Submitted by afrocentric on Fri, 28/08/2015 - 00:10

Every now and then you see a living person who looks just like the people depicted in ancient art, and I find it so quaint, even when the art appears stylized. I said appears because there was an occasion when I chanced across two Indian women who looked so much like figures from some Indian art styles it was uncanny. If I had greater presence of mind I would have paused to exchange a few words with them. An example is when you see a present day Nigerian whose features remind you of the Benin and Ile-Ife sculptures..

I had been reading some blog articles on complexion prejudices among Indians, and arrived at a page featuring an attractive young lady named Diya.

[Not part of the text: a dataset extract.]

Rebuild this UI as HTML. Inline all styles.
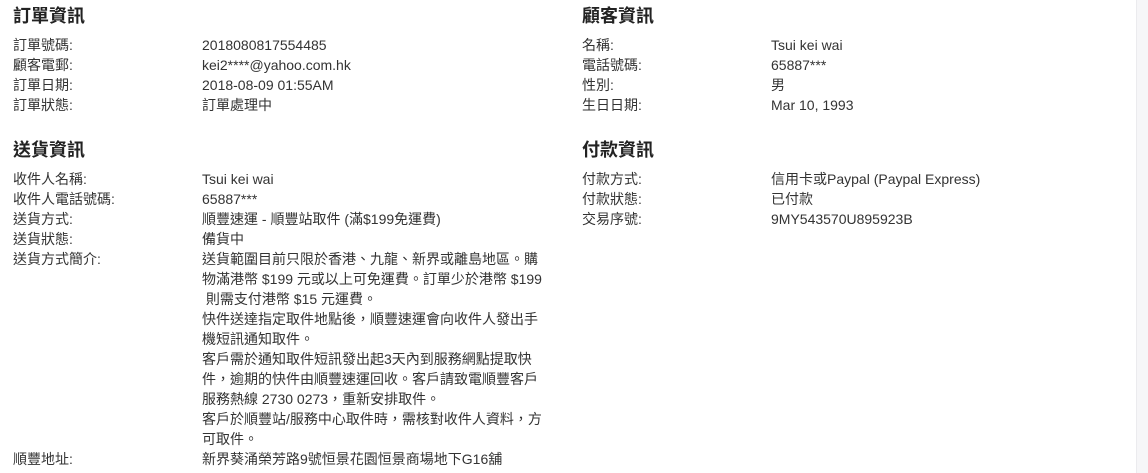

And later on I wound up in the Historum forum, looking at some of the very colourful images from Ajanta. The painters of that period registered colours accurately even if the paintings were rather stylized.

I saw this image of a red ochre complexioned woman, noticed the way she was posed and thinking, "Didn't I see this woman looking just like this a short while ago?". Time is not the barrier we make it out to be.

Diya (Close Up)
What struck me was the similarity of the form of the leg, the absence of clear calf muscle definition, and the way the line of the leg moves smoothly into the ankle, with the ankle bone joints hardly visible. The hip shape is the same, and the leg proportions in relation to the torso show some similarity. Diya is a beautiful woman as you can see from a close up of her face on that page. India's complexion issues are simply nuts. What is this bizarre infatuation with light skin, when the far lighter Europeans find the darker complexions of Indian women so beautiful?

The old painters and sculptors had a thing for boobs but sadly they don't make Indian females like they used to, or do they? Deepa has the boobs and the eyes too. She also the curvy form in Indian temple sculptures. Now where is the profusion of necklaces, earrings, bangles and beads?

The eyes are so "classically Indian" here is a close up -

I guess it is more a case of art imitating life imitating art.